WHEREFORE, premises considered, the temporary restraining order issued by the Court in the resolution dated February 23, 1987 is hereby ordered lifted and the petition is hereby DISMISSED for lack of merit, with costs against petitioner. The NLRC decision dated October 7, 1983 is hereby MODIFIED in that the backwages to be paid to private respondent shall be limited to three (3) years without any qualification or deduction, computed from February 1, 1973, with legal interest, until full payment thereof. The case is ordered remanded to the office of the labor arbiter for prompt execution. This decision is immediately executory.

SO ORDERED.

Narvasa, Cruz, Griño-Aquino and Medialdea, JJ., concur.

Endnotes:



1. Liwanag Paras Briones v. Marcopper Mining Corporation.

2. Regional Arbitration Branch No. IV, National Labor Relations Commission.

3. May 13, 1983.

4. NLRC RBIV Case No. 5-1090-83.

5. Pages 40-41, Rollo.

6. Penned by Presiding Commissioner Guillermo C. Medina and concurred in by Commissioners Gabriel U. Gatchalian and Miguel B. Varela.

7. Pages 42-45, Rollo.

8. Page 79, Rollo.

9. Pages 980 and 81, Rollo.

10. Page 83, Rollo.

11. Page 262, Rollo.

12. Page 103, Rollo.

13. Page 110, Rollo.

14. Page 112, Rollo.

* Petitioner appealed the decision in part questioning the computation for payment of backwages and separation pay.

15. Page 279, Rollo.

16. Page 281, Rollo.

17. People v. Villanueva, 17 SCRA 272 (1966).

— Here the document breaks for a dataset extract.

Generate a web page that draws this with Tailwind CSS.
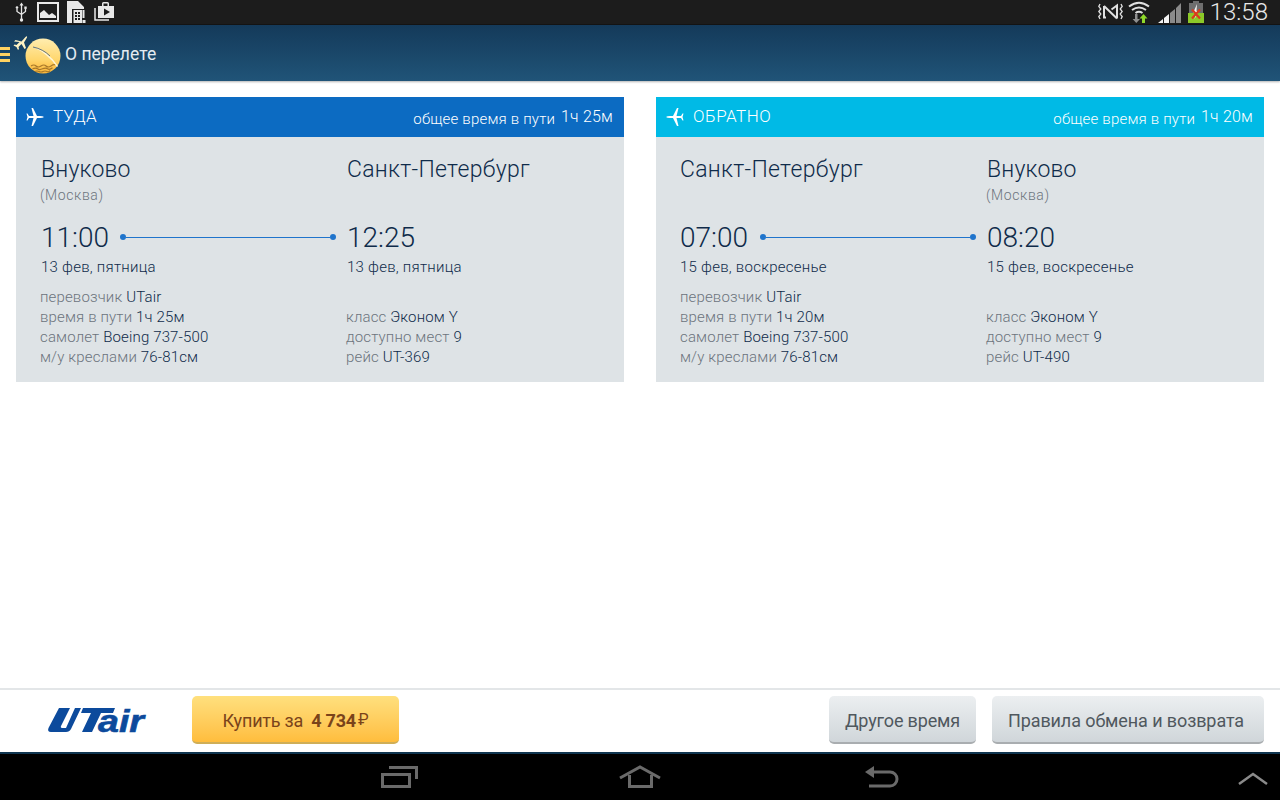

18. Maramba V. Lozano, 20 SCRA 474.

19. Samar v. Montejo, 9 SCRA 419; Dela Cruz v. Plaridel Surety & Insurance Co., 10 SCRA 727; Ocampo v. Caluag, 19 SCRA 971.

20. Macantos v. Guino, 13 SCRA 685 (1965).

** There is, therefore, no need to discuss the issues raised by herein petitioner in relation to the said proceedings.

21. Page 103, Rollo.

22. Annex C, Petition: pages 47-78, Rollo.